Okay so I will first focus on getting all the hardware to work parallel in general. Do you have any further tipps for a beginner like me? What should I not do? Best regards, Maik |
|
September 25, 2022, 20:00 |
|
#10 | ||
Senior Member
Will Kernkamp
Join Date: Jun 2014
Posts: 372
Rep Power: 14 |
Quote:
For CFD, your DL1000 G6 is the most interesting machine. It's total bandwidth to memory is +- 200 GB/s which is nice and high. This is an important quantity for CFD because of the long vectors. This machine alone should outperform the high end laptop of your friend. I think you might finish well below 150 seconds on all 32 cores. Looks like this is a chassis with four dual E5520 xeons, so in effect this is a four machine cluster. If I were you, I would install linux and openfoam on that machine and run the openfoam benchmark on that machine alone. This is a fun and manageable task. Ubuntu has precompiled versions of openfoam that you can install with sudo apt install openfoam... You can also go to openfoam.com or openfoam.org and follow instructions. The benchmark files are here: Quote:
For good performance, each cpu should have all three memory channels active (This means an RDIMM in each channel, preferrably 1066 MHz.) The manual for this machine should instruct you about the optimal memory configurations. Your current configuration could be optimal already with three 4GB or 6 2GB RDIMMs installed per processor. Check that the RDIMMS are installed in a regular pattern. The same pattern for each CPU. Just as for the cluster, the performance of cpu and memory should be equal across the machine. Otherwise, the fast cpus must wait for the slow one. In linux, you can use dmidecode to read what RDIMMs you have installed and their properties. Make sure the speeds are all 1066 MHz. In the benchmark, you should run 1 core, 2, 4, 8 etc out to 32. There will be a result for meshing and another result for the flow calculation. You should publish your result here: OpenFOAM benchmarks on various hardware to impress us all. |
|||
September 26, 2022, 03:27 |
|
#11 |
New Member
Maik
Join Date: Sep 2022
Posts: 12
Rep Power: 4 |
Hi Will,
and thanks for your reply!

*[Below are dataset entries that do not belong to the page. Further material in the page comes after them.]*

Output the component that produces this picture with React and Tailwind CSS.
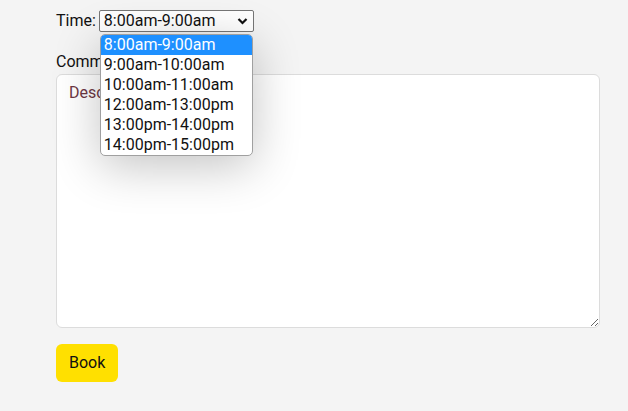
import React from "react";

const options = [
  "8:00am-9:00am",
  "9:00am-10:00am",
  "10:00am-11:00am",
  "12:00am-13:00pm",
  "13:00pm-14:00pm",
  "14:00pm-15:00pm",
];

export default function App() {
  return (
    <div
      className="min-h-[411px] w-full bg-[#f4f4f4] text-[#111] text-[16px] leading-[20px]"
      style={{ fontFamily: "Roboto, 'Liberation Sans', sans-serif" }}
    >
      <div className="pl-[56px] pr-[28px] pt-[10px] flex flex-col">
        <div className="flex items-center gap-[3px] h-[22px]">
          <span>Time:</span>
          <div className="relative">
            <div className="flex items-center justify-between w-[155px] h-[22px] bg-white border border-[#767676] rounded-[2px] pl-[4px] pr-[5px]">
              <span>8:00am-9:00am</span>
              <svg width="11" height="8" viewBox="0 0 11 8" fill="none">
                <path d="M1.5 2 L5.5 6 L9.5 2" stroke="#111" strokeWidth="2.2" />
              </svg>
            </div>
            <div className="absolute left-[1px] top-[24px] z-10 w-[153px] bg-white border border-[#a0a0a0] rounded-[5px] overflow-hidden shadow-[0_10px_48px_rgba(0,0,0,0.24)]">
              {options.map((o, i) => (
                <div
                  key={o}
                  className={
                    "h-[20px] pl-[3px] leading-[20px] " +
                    (i === 0 ? "bg-[#1e90ff] text-white" : "text-[#111]")
                  }
                >
                  {o}
                </div>
              ))}
            </div>
          </div>
        </div>
        <div className="mt-[20px] h-[22px] leading-[20px]">Comments:</div>
        <textarea
          className="w-[544px] h-[254px] bg-white border border-[#dcdcdc] rounded-[6px] px-[12px] py-[8px] outline-none placeholder:text-[#6e3844] text-[16px]"
          placeholder="Description"
        />
        <div className="mt-[16px]">
          <button className="h-[38px] px-[13px] bg-[#ffe000] rounded-[6px] text-[16px] text-[#111]">
            Book
          </button>
        </div>
      </div>
    </div>
  );
}
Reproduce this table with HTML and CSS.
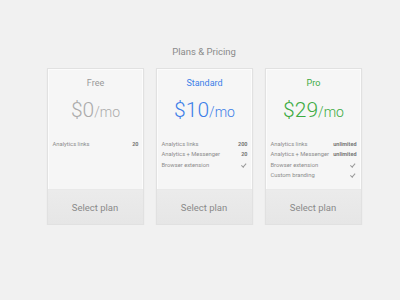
FILE: index.html
```html
<!DOCTYPE html>
<html lang="en">
<head>
  <meta charset="UTF-8">
  <meta name="viewport" content="width=device-width, initial-scale=1.0">
  <title>Plans &amp; Pricing</title>
  <link rel="stylesheet" href="styles.css">
</head>
<body>
  <div class="page">
    <h1>Plans &amp; Pricing</h1>

    <div class="plans">
      <div class="card free">
        <div class="card-body">
          <h2 class="plan-name">Free</h2>
          <div class="price"><span class="amount">$0</span><span class="per">/mo</span></div>
          <ul class="features">
            <li><span>Analytics links</span><b>20</b></li>
          </ul>
        </div>
        <button class="select-btn">Select plan</button>
      </div>

      <div class="card standard">
        <div class="card-body">
          <h2 class="plan-name">Standard</h2>
          <div class="price"><span class="amount">$10</span><span class="per">/mo</span></div>
          <ul class="features">
            <li><span>Analytics links</span><b>200</b></li>
            <li><span>Analytics + Messenger</span><b>20</b></li>
            <li><span>Browser extension</span><i class="check"></i></li>
          </ul>
        </div>
        <button class="select-btn">Select plan</button>
      </div>

      <div class="card pro">
        <div class="card-body">
          <h2 class="plan-name">Pro</h2>
          <div class="price"><span class="amount">$29</span><span class="per">/mo</span></div>
          <ul class="features">
            <li><span>Analytics links</span><b>unlimited</b></li>
            <li><span>Analytics + Messenger</span><b>unlimited</b></li>
            <li><span>Browser extension</span><i class="check"></i></li>
            <li><span>Custom branding</span><i class="check"></i></li>
          </ul>
        </div>
        <button class="select-btn">Select plan</button>
      </div>
    </div>
  </div>
</body>
</html>
```

FILE: styles.css
```css
* {
  margin: 0;
  padding: 0;
  box-sizing: border-box;
}

body {
  font-family: Roboto, 'Liberation Sans', sans-serif;
  background: #f1f1f1;
  color: #888;
}

.page {
  padding-top: 45px;
  padding-left: 8px;
}

h1 {
  text-align: center;
  font-size: 9.5px;
  font-weight: 400;
  line-height: 14px;
  color: #8a8a8a;
  margin-bottom: 9px;
}

.plans {
  display: grid;
  grid-template-columns: repeat(3, 97px);
  gap: 12px;
  justify-content: center;
}

.card {
  display: flex;
  flex-direction: column;
  height: 157px;
  background: #f6f6f6;
  border: 1px solid #e1e1e1;
  box-shadow: inset 0 0 0 1px rgba(255, 255, 255, 0.7), 0 1px 2px rgba(0, 0, 0, 0.04);
}

.card-body {
  flex: 1;
  padding: 8px 4px 0 5px;
}

.plan-name {
  text-align: center;
  font-size: 9px;
  font-weight: 400;
  line-height: 12px;
  color: #999;
}

.price {
  text-align: center;
  margin-top: 8px;
  line-height: 26px;
  font-weight: 300;
  color: #ababab;
  white-space: nowrap;
}

.amount {
  font-size: 21px;
}

.per {
  font-size: 14px;
}

.standard .plan-name,
.standard .price {
  color: #3d7ee8;
}

.pro .plan-name,
.pro .price {
  color: #3cab42;
}

.features {
  list-style: none;
  margin-top: 14px;
}

.features li {
  display: flex;
  justify-content: space-between;
  align-items: center;
  gap: 4px;
  font-size: 5.8px;
  line-height: 10.4px;
  color: #8c8c8c;
  white-space: nowrap;
}

.features b {
  font-size: 5.5px;
  font-weight: 700;
  color: #777;
}

.check {
  display: block;
  width: 5px;
  height: 3px;
  margin-right: 1px;
  border-left: 1px solid #999;
  border-bottom: 1px solid #999;
  transform: rotate(-50deg) translateY(-1px);
}

.select-btn {
  height: 35px;
  border: none;
  border-top: 1px solid #e9e9e9;
  background: linear-gradient(#ebebeb, #e6e6e6);
  font-family: inherit;
  font-size: 9.5px;
  color: #8a8a8a;
  cursor: pointer;
}
```
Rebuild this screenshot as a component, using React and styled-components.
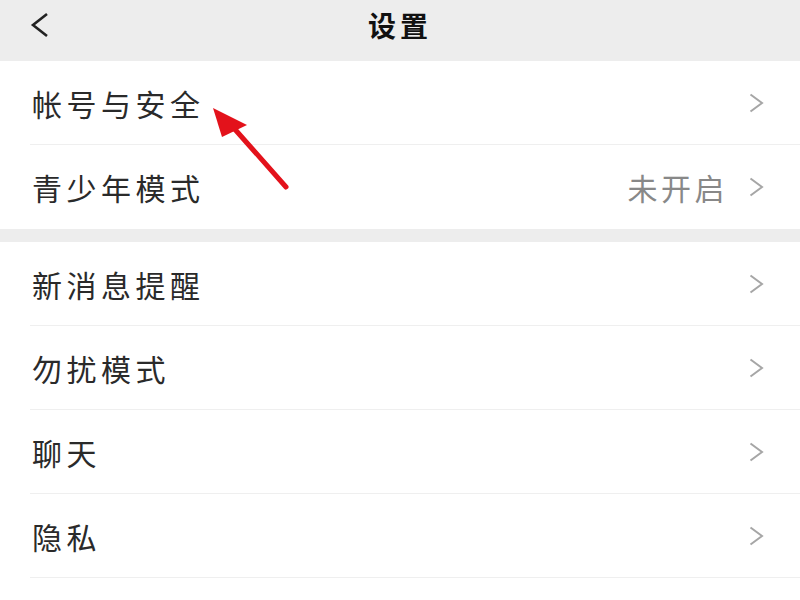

Okay so there is hope for my server situation after all? That would be awesome Now I have some "dumb" questions: 1. If I want to run OpenFOAM (or other CFDs for that matter...) on a cluster, do I have to install it on every node, or just the head node? 2. You are correct - the DL1000 has four chassis (DL170 G6) with two CPUs each. They are connected via the Switch. That leads back to question 1. 3. You did not say anything about the DL580 G5... What about its performance? Is it any good? I mean this is the most expensive Server in my setup back when it was new and it is from the same year as the DL1000 (the production date of my machine is June 2009). So what about it? 4. Alex said, the Dl385 is "its own can of worms"... What about its performance? Thanks in advance and have a nice day! Maik |
|
September 26, 2022, 05:45 |
|
#12 |
Super Moderator
Alex
Join Date: Jun 2012
Location: Germany
Posts: 3,427
Rep Power: 49 |
I feel the need to clarify my previous statements.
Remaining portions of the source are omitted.